Mrs Gonzi chuckles when asked her if she thinks her husband is perfect. “No”, she says. Then more laughter as she quips: “I hope he hasn’t heard that.” In fact a positive aspect of maturing she says, is that they understand each other much more.

Most of their arguments were because she felt he never realised when she needed a helping hand. “Eventually, he’d say: ‘Why didn’t you tell me?’ But I could never understand how he could not figure out by himself that I could do with some help.”

These days she has changed tact. “I go up to him and tell him ‘I am upset with you – I already forgave you but am still angry, so hear me out for five minutes while I tell you why’,” she says. “It works better.”

His lack of interest in the kitchen used to bother her in their early years together because at home all her siblings, including her brothers, loved cooking.

“Lawrence would never even ask what’s cooking and in the beginning I really found it odd.” However, she has since reconciled the fact that food is not his passion – unlike computers.

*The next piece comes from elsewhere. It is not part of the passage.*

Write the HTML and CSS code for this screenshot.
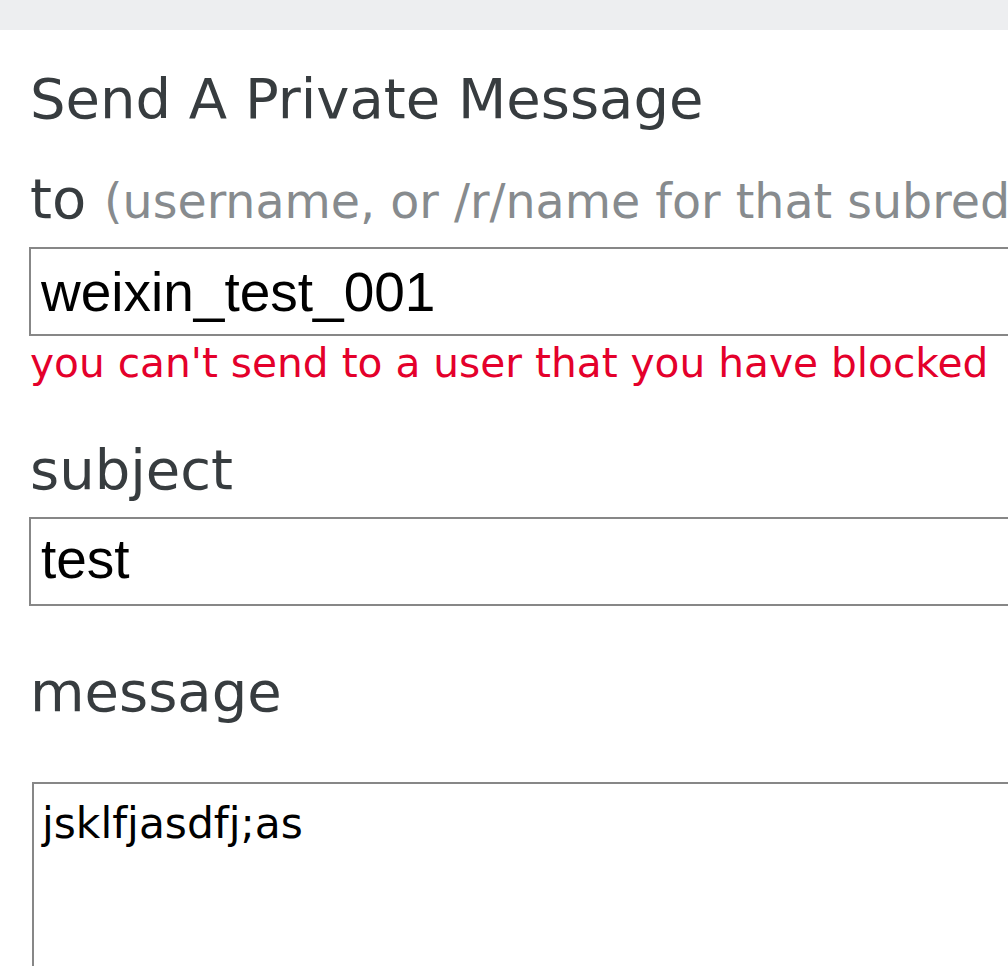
FILE: index.html
```html
<!DOCTYPE html>
<html lang="en">
<head>
<meta charset="utf-8">
<title>Send A Private Message</title>
<link rel="stylesheet" href="styles.css">
</head>
<body>
<div class="topbar"></div>
<main class="compose">
  <h1 class="title">Send A Private Message</h1>
  <div class="field">
    <label class="label" for="to">to <span class="hint">(username, or /r/name for that subreddit)</span></label>
    <input class="textbox" id="to" type="text" value="weixin_test_001">
    <div class="error">you can't send to a user that you have blocked</div>
  </div>
  <div class="field">
    <label class="label label-subject" for="subject">subject</label>
    <input class="textbox textbox-subject" id="subject" type="text" value="test">
  </div>
  <div class="field">
    <label class="label label-message" for="message">message</label>
    <textarea class="messagebox" id="message">jsklfjasdfj;as</textarea>
  </div>
</main>
</body>
</html>
```
FILE: styles.css
```css
html, body {
  margin: 0;
  padding: 0;
  background: #ffffff;
  overflow: hidden;
}

body {
  font-family: "DejaVu Sans", Verdana, sans-serif;
  color: #373c3f;
}

.topbar {
  height: 30px;
  background: #edeef0;
}

.compose {
  padding: 37px 0 0 30px;
  display: flex;
  flex-direction: column;
}

.title {
  margin: 0;
  font-size: 56px;
  line-height: 64px;
  font-weight: normal;
  color: #373c3f;
  white-space: nowrap;
}

.field {
  display: flex;
  flex-direction: column;
  align-items: flex-start;
}

.label {
  display: block;
  margin-top: 36px;
  font-size: 56px;
  line-height: 64px;
  height: 64px;
  color: #373c3f;
  white-space: nowrap;
}

.label-subject {
  margin-top: 51px;
}

.label-message {
  margin-top: 54px;
}

.hint {
  font-size: 47.5px;
  line-height: 40px;
  color: #878b8e;
}

.textbox {
  box-sizing: border-box;
  margin: 16px 0 0 -1px;
  width: 1100px;
  height: 89px;
  padding: 0 0 0 10px;
  border: 2px solid #878787;
  border-radius: 0;
  background: #fff;
  font-family: "Liberation Sans", Arial, sans-serif;
  font-size: 55px;
  color: #000;
  outline: none;
}

.textbox-subject {
  margin-top: 15px;
  height: 89px;
  padding-bottom: 6px;
}

.error {
  margin-top: 3px;
  font-size: 40.7px;
  line-height: 48px;
  color: #e4002b;
  white-space: nowrap;
}

.messagebox {
  box-sizing: border-box;
  margin: 58px 0 0 2px;
  width: 1100px;
  height: 400px;
  padding: 15px 0 0 8px;
  border: 2px solid #878787;
  border-radius: 0;
  background: #fff;
  font-family: "DejaVu Sans", Verdana, sans-serif;
  font-size: 42.4px;
  line-height: 50px;
  color: #000;
  resize: none;
  outline: none;
  overflow: hidden;
}
```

When their children were young he spent four weekends working on re-creating the board game ‘Sorry’ as a software for the PC. “By the end I jokingly told him, it would have been better if he’d created a ‘Software Man’ for me to keep me company,” she laughs.

On the plus side he always pulled his weight when it came to house maintenance. “He’s good at woodwork, so he’s built quite a few of these shelves,” she says.

These days she has help at home on the weekends. And with the campaign she even had to up her grooming: “I don’t go out of my way – but I have the hairdresser come here before I’m due to appear on a television programme.”

She chooses her own outfits from three of her favourite shops. “Or else, I buy the cloth and then it’s in the hands of the dressmaker. I mostly tend to go for classic cuts – to hide my sins.”

What about her favourite accessories? Those would be the three gold chains which her husband gave her on the birth of each of their children. “And of course, my eternity ring.”